Tarczyński o Koalicji Europejskiej: "Ich celem jest kasa i władza". Rzucił też wyzwanie Róży Thun

"To są środowiska, których jedynym celem jest, mówiąc kolokwialnie, kasa i władza. Kompletnie nie mają żadnej idei. Różnica między nami fundamentalna jest taka, że my mamy idee" - powiedział dziś poseł PiS i kandydat do Parlamentu Europejskiego Dominik Tarczyński w programie Ewy Bugały „W pełnym świetle” w TVP Info.

Tarczyński został zapytany, co sądzi o tym, że politycy Koalicji Europejskiej porównują swój sojusz do Zjednoczonej Prawicy.

"Papier gazetowy nigdy nie będzie dolarem. Oczywiście oni chcieliby być tacy, jak my. My mamy idee. Mamy piłsudczyków, do których możemy się odwołać. Mamy coś, co jest dla nas wartością, dla nich wartością jest pieniądz, kasa i dlatego nie ma dla nich żadnego znaczenia, że od lewa do prawa idą razem, aby zdobyć mandaty. Po wyborach będą musieli się rozpierzchnąć do różnych frakcji, bo socjaliści, ludowcy, liberałowie to są kompletnie różne frakcje. Będą małymi grupami, które nie będą miały nic do powiedzenia w parlamencie, dlatego oddanie głosu na nich jest stratą głosu"

- powiedział.

"Skończą tak samo, jak SLD po 2001 roku. Skończą tak samo, jak Palikot. Skończą tak samo, jak Petru. To są ludzie, którzy teraz wracają do tych korzeni postsowieckich, postkomunistycznych, bo na jedynkach mamy byłych sekretarzy, mamy też donosicieli, tajnych współpracowników SB"

- dodał.

To nie koniec. Dominik Tarczyński wezwał Różę Marię Gräfin von Thun und Hohenstein do debaty. W języku angielskim.
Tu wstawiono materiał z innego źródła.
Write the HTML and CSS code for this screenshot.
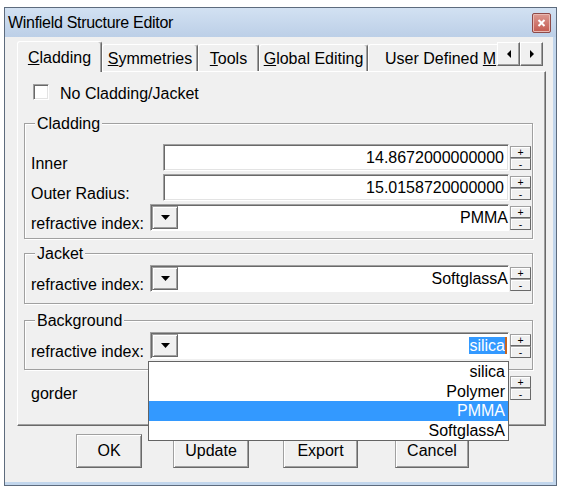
FILE: index.html
```html
<!DOCTYPE html>
<html>
<head>
<meta charset="utf-8">
<title>Winfield Structure Editor</title>
<link rel="stylesheet" href="styles.css">
</head>
<body>
<div class="window">
  <div class="titlebar">
    <span class="title">Winfield Structure Editor</span>
    <span class="close"><svg width="9" height="8" viewBox="0 0 9 8"><path d="M1.5 1 L7.5 7 M7.5 1 L1.5 7" stroke="#fff" stroke-width="2" fill="none"/></svg></span>
  </div>
  <div class="client">
    <div class="tabstrip">
      <div class="tab sel t-clad"><u>C</u>ladding</div>
      <div class="tab t-sym"><u>S</u>ymmetries</div>
      <div class="tab t-tools"><u>T</u>ools</div>
      <div class="tab t-glob"><u>G</u>lobal Editing</div>
      <div class="tab t-user">User Defined <u>M</u></div>
      <div class="scroll">
        <div class="sbtn"><svg width="4" height="8" viewBox="0 0 4 8"><polygon points="4,0 4,8 0,4" fill="#000"/></svg></div>
        <div class="sbtn"><svg width="4" height="8" viewBox="0 0 4 8"><polygon points="0,0 0,8 4,4" fill="#000"/></svg></div>
      </div>
    </div>
    <div class="panel">
      <div class="chkrow">
        <span class="checkbox"></span>
        <span class="chklbl">No Cladding/Jacket</span>
      </div>

      <div class="group g-clad">
        <div class="gtitle">Cladding</div>
        <div class="rows">
          <div class="row">
            <div class="lbl">Inner</div>
            <div class="field">14.8672000000000</div>
            <div class="spin"><div class="sp">+</div><div class="sp">-</div></div>
          </div>
          <div class="row">
            <div class="lbl">Outer Radius:</div>
            <div class="field">15.0158720000000</div>
            <div class="spin"><div class="sp">+</div><div class="sp">-</div></div>
          </div>
          <div class="row">
            <div class="lbl">refractive index:</div>
            <div class="combo">
              <div class="ddbtn"><svg width="9" height="5" viewBox="0 0 9 5"><polygon points="0,0 9,0 4.5,5" fill="#000"/></svg></div>
              <div class="ctext">PMMA</div>
            </div>
            <div class="spin"><div class="sp">+</div><div class="sp">-</div></div>
          </div>
        </div>
      </div>

      <div class="group g-jack">
        <div class="gtitle">Jacket</div>
        <div class="rows">
          <div class="row">
            <div class="lbl">refractive index:</div>
            <div class="combo">
              <div class="ddbtn"><svg width="9" height="5" viewBox="0 0 9 5"><polygon points="0,0 9,0 4.5,5" fill="#000"/></svg></div>
              <div class="ctext">SoftglassA</div>
            </div>
            <div class="spin"><div class="sp">+</div><div class="sp">-</div></div>
          </div>
        </div>
      </div>

      <div class="group g-back">
        <div class="gtitle">Background</div>
        <div class="rows">
          <div class="row">
            <div class="lbl">refractive index:</div>
            <div class="combo open">
              <div class="ddbtn"><svg width="9" height="5" viewBox="0 0 9 5"><polygon points="0,0 9,0 4.5,5" fill="#000"/></svg></div>
              <div class="ctext"><span class="seltext">silica</span><span class="caret"></span></div>
              <div class="ddlist">
                <div class="item">silica</div>
                <div class="item">Polymer</div>
                <div class="item hi">PMMA</div>
                <div class="item">SoftglassA</div>
              </div>
            </div>
            <div class="spin"><div class="sp">+</div><div class="sp">-</div></div>
          </div>
        </div>
      </div>

      <div class="row gorder">
        <div class="lbl">gorder</div>
        <div class="field"></div>
        <div class="spin"><div class="sp">+</div><div class="sp">-</div></div>
      </div>
    </div>
    <div class="btnrow">
      <div class="btn b-ok">OK</div>
      <div class="btn b-upd">Update</div>
      <div class="btn b-exp">Export</div>
      <div class="btn b-can">Cancel</div>
    </div>
  </div>
</div>
</body>
</html>
```
FILE: styles.css
```css
* { box-sizing: border-box; }
html, body { margin: 0; padding: 0; background: #fff; }
body {
  font-family: "Liberation Sans", Arial, sans-serif;
  font-size: 16px;
  line-height: 18px;
  color: #000;
}

/* window frame */
.window {
  margin: 7px 0 0 4px;
  width: 553px;
  height: 479px;
  border: 1px solid #5d6b7d;
  background: #c2d6ec;
  display: flex;
  flex-direction: column;
}
.titlebar {
  flex: none;
  height: 29px;
  display: flex;
  align-items: center;
  padding: 0 5px 0 3px;
  background: linear-gradient(#d2e1f2, #bccfe7);
}
.title {
  font-size: 16px;
  letter-spacing: -0.3px;
  line-height: 20px;
}
.close {
  margin-left: auto;
  width: 19px;
  height: 20px;
  border: 1px solid #8e4a48;
  border-radius: 2px;
  background: linear-gradient(#dc9a92, #c45a4f);
  box-shadow: inset 0 0 0 1px #e9b9b2;
  display: flex;
  align-items: center;
  justify-content: center;
}
.client {
  flex: 1;
  margin: 0 3px 3px 0;
  background: #f0f0f0;
  display: flex;
  flex-direction: column;
}

/* tabs */
.tabstrip {
  flex: none;
  height: 34px;
  display: flex;
  align-items: flex-end;
  padding: 0 10px 0 12px;
}
.tab {
  flex: none;
  height: 27px;
  padding-top: 5px;
  text-align: center;
  white-space: nowrap;
  background: #f0f0f0;
  border-top: 1px solid #fff;
  border-left: 1px solid #fff;
  border-right: 1px solid #696969;
  box-shadow: inset -1px 0 #a0a0a0;
  border-radius: 3px 3px 0 0;
}
.tab.sel {
  height: 31px;
  padding-top: 7px;
  margin-bottom: -1px;
  position: relative;
  z-index: 1;
}
.t-clad { width: 85px; }
.t-sym { width: 96px; }
.t-tools { width: 61px; }
.t-glob { width: 109px; }
.t-user {
  flex: 1;
  min-width: 0;
  text-align: left;
  padding-left: 16px;
  border-right: none;
  box-shadow: none;
  border-radius: 3px 0 0 0;
}
.scroll {
  flex: none;
  align-self: flex-start;
  margin-top: 5px;
  display: flex;
}
.sbtn {
  width: 23px;
  height: 24px;
  display: flex;
  align-items: center;
  justify-content: center;
  background: #f0f0f0;
  border: 1px solid;
  border-color: #fff #696969 #696969 #fff;
  box-shadow: inset -1px -1px #a0a0a0;
}

/* panel */
.panel {
  flex: none;
  margin-left: 12px;
  width: 529px;
  height: 355px;
  border: 1px solid;
  border-color: #fff #696969 #696969 #fff;
  box-shadow: inset -1px -1px #a0a0a0;
}
.chkrow {
  margin: 12px 0 0 15px;
  height: 16px;
  display: flex;
  align-items: center;
}
.checkbox {
  width: 16px;
  height: 16px;
  background: #fff;
  border: 1px solid;
  border-color: #a0a0a0 #fff #fff #a0a0a0;
  box-shadow: inset 1px 1px #696969, inset -1px -1px #e3e3e3;
}
.chklbl { margin-left: 11px; padding-top: 3px; }

/* group boxes */
.group {
  margin-left: 6px;
  width: 509px;
  border: 1px solid #a0a0a0;
  box-shadow: 1px 1px #fff, inset 1px 1px #fff;
  padding: 0 1px 0 6px;
}
.gtitle {
  margin: -10px 0 0 4px;
  width: fit-content;
  height: 20px;
  line-height: 20px;
  padding: 0 2px;
  background: #f0f0f0;
}
.g-clad { margin-top: 23px; padding-bottom: 7px; }
.g-clad .rows { margin-top: 10px; }
.g-jack { margin-top: 14px; padding-bottom: 11px; }
.g-jack .rows { margin-top: 1px; }
.g-back { margin-top: 16px; padding-bottom: 10px; }
.g-back .rows { margin-top: 1px; }

.row {
  display: flex;
  height: 27px;
}
.row + .row { margin-top: 3px; }
.lbl {
  width: 119px;
  flex: none;
  padding-top: 11px;
  white-space: nowrap;
}
.field {
  width: 346px;
  margin-left: 13px;
  flex: none;
  background: #fff;
  border: 1px solid;
  border-color: #a0a0a0 #fff #fff #a0a0a0;
  box-shadow: inset 1px 1px #696969, inset -1px -1px #e3e3e3;
  text-align: right;
  padding-right: 4px;
  line-height: 25px;
}
.combo {
  width: 359px;
  flex: none;
  display: flex;
  position: relative;
  background: #fff;
  border: 1px solid;
  border-color: #a0a0a0 #fff #fff #a0a0a0;
  box-shadow: inset 1px 1px #696969;
  padding: 1px 0 1px 1px;
}
.ddbtn {
  width: 26px;
  flex: none;
  display: flex;
  align-items: center;
  justify-content: center;
  background: #f0f0f0;
  border: 1px solid;
  border-color: #a0a0a0 #696969 #696969 #a0a0a0;
  box-shadow: inset 1px 1px #fff, inset -1px -1px #a0a0a0;
}
.ctext {
  flex: 1;
  display: flex;
  align-items: center;
  justify-content: flex-end;
  white-space: nowrap;
}
.seltext {
  background: #3399ff;
  color: #fff;
  line-height: 17px;
}
.caret {
  width: 2px;
  height: 17px;
  background: #c8641e;
  margin-right: 1px;
}
.spin {
  width: 21px;
  margin-left: 1px;
  flex: none;
  display: flex;
  flex-direction: column;
  padding: 2px 0 1px;
}
.sp {
  flex: 1;
  display: flex;
  align-items: center;
  justify-content: center;
  font-size: 10.5px;
  line-height: 10px;
  background: #f0f0f0;
  border: 1px solid;
  border-color: #a0a0a0 #696969 #696969 #a0a0a0;
  box-shadow: inset 1px 1px #fff;
}
.gorder { margin: 4px 0 0 13px; }

/* dropdown list */
.ddlist {
  position: absolute;
  left: -3px;
  top: 28px;
  width: 361px;
  z-index: 10;
  background: #fff;
  border: 1px solid #646464;
}
.item {
  height: 19.5px;
  line-height: 19.5px;
  text-align: right;
  padding-right: 3px;
}
.item.hi { background: #3399ff; color: #fff; }

/* buttons */
.btnrow {
  flex: none;
  display: flex;
  height: 34px;
  margin-top: 8px;
}
.btn {
  height: 34px;
  display: flex;
  align-items: center;
  justify-content: center;
  background: #f0f0f0;
  border: 1px solid;
  border-color: #a0a0a0 #696969 #696969 #a0a0a0;
  box-shadow: inset 1px 1px #fff, inset -1px -1px #a0a0a0;
}
.b-ok { width: 66px; margin-left: 71px; }
.b-upd { width: 76px; margin-left: 31px; }
.b-exp { width: 75px; margin-left: 34px; }
.b-can { width: 74px; margin-left: 37px; }
```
"Zawsze wszyscy mówili, że Prawo i Sprawiedliwość jest nieatrakcyjne społecznie, że to są ludzie z małych miejscowości, jakby te małe miejscowości były gorsze. A więc nieatrakcyjni, niewykształceni i ze wsi. No więc skoro są tacy młodzi, wykształceni z dużych ośrodków, to ponawiam zaproszenie na debatę. Zobaczymy, czy się pani odważy mówić po angielsku"

- stwierdził.

Skomentował też zawieszenie strajku przez nauczycieli. Ich zachowanie w czasie strajku nazwał „nieludzkim”.

 "Ten strajk miał na celu paraliż szkolnictwa i w mojej ocenie teraz cofanie się z tego jest po prostu przegraną. Starają się ratować swoją twarz, prawda jest bardzo prosta, za wszelką cenę chcieli pozbawić marzeń maturzystów, to jest bardzo okrutne, to jest nieludzkie. To znaczy możemy się różnić, możemy protestować, ale forma, która została przyjęta jest absolutnie no nie do przyjęcia"

- powiedział w rozmowie z Ewą Bugałą

Co Tarczyński sądzi o Sławomirze Broniarzu?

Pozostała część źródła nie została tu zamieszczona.